Feather Huzzah32 ESP32

I have most of my experience with the ESP8266, but moving up to the ESP32 (for $20) sounds appealing. Some of what you get with the ESP32 are: If this gets your interest, for the same price consider the "ESP32 thing" from Sparkfun ($20). This has LiPo support, and FT231 usb to serial chip, and 4M bytes of outboard flash. Note that the Huzzah also offers 4M bytes of flash (in the shielded WROOM module, the "thing" does not use the shielded module). Also Adafruit uses the SIL 2104 USB to serial chip, which allows crazy high baud rates. Adafruit mentions the ESP32 IDF (where IDF is "IoT Development Framework"). This is exactly what I want -- a framework for coding in C, using my favorite editor (vim) and Makefiles. Perfect! No lame and crippled arduino system for me. Note that the Hackaday article recommends using git to clone the IDF so you can easily stay up to date.

Feather ESP8266 Huzzah

I am playing with the Huzzah ESP8266 variant, which is a $17 board. The main things differentiating it from the much cheapter NodeMCU boards I have is the LiPo support circuitry and a much faster USB to serial chip (Adafruit uses a CP2104 USB-Serial chip that supports 921600 baud).

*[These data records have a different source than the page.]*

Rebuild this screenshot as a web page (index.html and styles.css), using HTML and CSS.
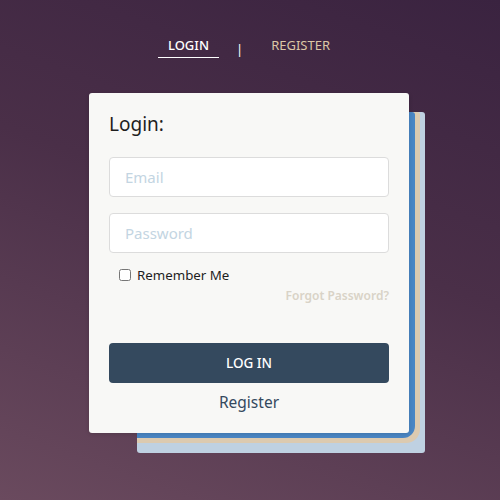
FILE: index.html
```html
<!DOCTYPE html>
<html>
<head>
<meta charset="utf-8">
<link rel="stylesheet" href="styles.css">
</head>
<body>
<nav class="tabs">
  <a class="tab active">LOGIN</a>
  <span class="sep">|</span>
  <a class="tab">REGISTER</a>
</nav>
<div class="wrap">
  <div class="stack"></div>
  <form class="card">
    <h2 class="title">Login:</h2>
    <input class="field" type="text" placeholder="Email">
    <input class="field" type="password" placeholder="Password">
    <label class="remember"><input class="check" type="checkbox"><span>Remember Me</span></label>
    <div class="forgot-row"><a class="forgot">Forgot Password?</a></div>
    <button class="btn" type="button">LOG IN</button>
    <div class="register-row"><a class="register">Register</a></div>
  </form>
</div>
</body>
</html>
```
FILE: styles.css
```css
html, body {
  margin: 0;
  width: 500px;
  height: 500px;
}
body {
  font-family: "Noto Sans", "Open Sans", sans-serif;
  background: linear-gradient(200deg, #3a2340 0%, #4a2f48 45%, #6a4a5e 100%);
  overflow: hidden;
}
.tabs {
  display: flex;
  justify-content: center;
  align-items: center;
  padding: 36px 2px 0 0;
}
.tab {
  font-size: 13px;
  line-height: 18px;
  padding: 0 10px 3px;
  border-bottom: 1px solid transparent;
  color: #dcc7a6;
}
.tab.active {
  color: #ffffff;
  font-weight: 500;
  border-bottom-color: #ffffff;
}
.sep {
  margin: 4px 18px 0 17px;
  color: #ffffff;
  font-size: 13px;
  line-height: 18px;
}
.wrap {
  position: relative;
  width: 320px;
  margin: 35px 0 0 89px;
}
.stack {
  position: absolute;
  left: 48px;
  top: 19px;
  width: 288px;
  height: 341px;
  background: #bfd1e2;
  border-radius: 3px;
}
.stack::before {
  content: "";
  position: absolute;
  left: 0;
  top: 0;
  width: 283px;
  height: 331px;
  background: #dccab0;
  border-radius: 0 3px 14px 0;
}
.stack::after {
  content: "";
  position: absolute;
  left: 0;
  top: 0;
  width: 278px;
  height: 326px;
  background: #4a86c4;
  border-radius: 0 3px 12px 0;
}
.card {
  position: relative;
  display: flex;
  flex-direction: column;
  box-sizing: border-box;
  height: 340px;
  padding: 19px 20px 0;
  background: #f8f8f6;
  border-radius: 3px;
  box-shadow: 0 1px 4px rgba(0,0,0,0.15);
}
.title {
  margin: 0 0 21px;
  font-size: 19px;
  line-height: 24px;
  font-weight: normal;
  color: #1e1e1e;
}
.field {
  box-sizing: border-box;
  height: 40px;
  margin: 0 0 16px;
  padding: 0 15px;
  border: 1px solid #dcdcdc;
  border-radius: 4px;
  background: #ffffff;
  font-family: inherit;
  font-size: 15px;
  color: #333;
}
.field::placeholder {
  color: #c3d5e2;
}
.remember {
  display: flex;
  align-items: center;
  padding-left: 10px;
  font-size: 13.3px;
  line-height: 20px;
  color: #1e1e1e;
  margin-top: -4px;
}
.check {
  width: 12px;
  height: 12px;
  margin: 0 6px 0 0;
}
.forgot-row {
  display: flex;
  justify-content: flex-end;
  margin-top: 2px;
}
.forgot {
  font-size: 12px;
  line-height: 18px;
  font-weight: 600;
  color: #d9d3c7;
}
.btn {
  height: 40px;
  margin-top: 38px;
  border: 0;
  border-radius: 4px;
  background: #34495e;
  color: #ffffff;
  font-family: inherit;
  font-size: 13.5px;
  font-weight: 500;
}
.register-row {
  display: flex;
  justify-content: center;
  margin-top: 8px;
}
.register {
  font-size: 15.5px;
  line-height: 22px;
  color: #34495e;
}
```
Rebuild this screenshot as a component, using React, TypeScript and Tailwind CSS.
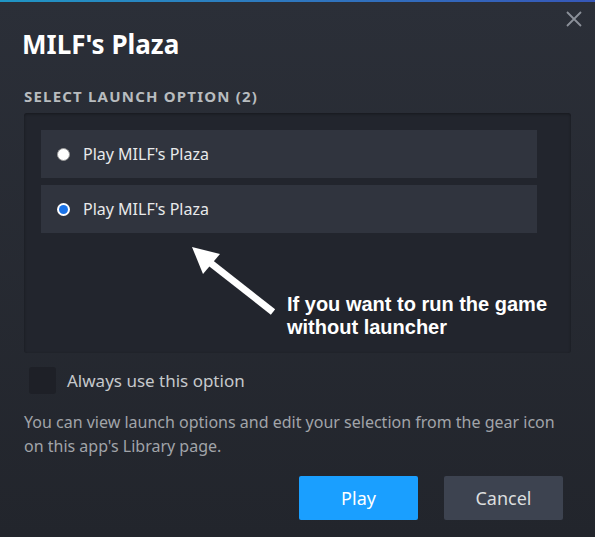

It comes pre-programmed with NodeMCU Lua (which I dislike), talking at 9600 baud. This does mean that you can just use it out of the box as long as you have a USB cable. The other suggested option is to use the Arduino GUI, loading the ESP8266 board package into arduino via the "board manager". Downloading from the Arduino GUI overwrites Lua, which is fine by me. If you want Lua again, you can reflash it. Personally, I like to work in C using the ESP8266 SDK.

Oddly enough it has a Schottky diode in series with the battery, which would seem to provide reverse polarity protection (sacrificing 0.2 volts in the process), yet the documentation says that connecting the battery in reverse destroys the board. The regulator is an AP2112-3.3, which has a 0.25 volt dropout. Between the diode and the regulator you are giving away 0.45 volts. I would ditch the diode and take care with battery polarity myself.

This article points out that the board draws 6.5 mA, which is pretty bad for battery life. The CP2104 is a big culprit. The ESP8266 itself will pull only about 10 microamps in deep sleep. The forum discussion proposes using a TPL5110 to control power to the Huzzah to help fix this.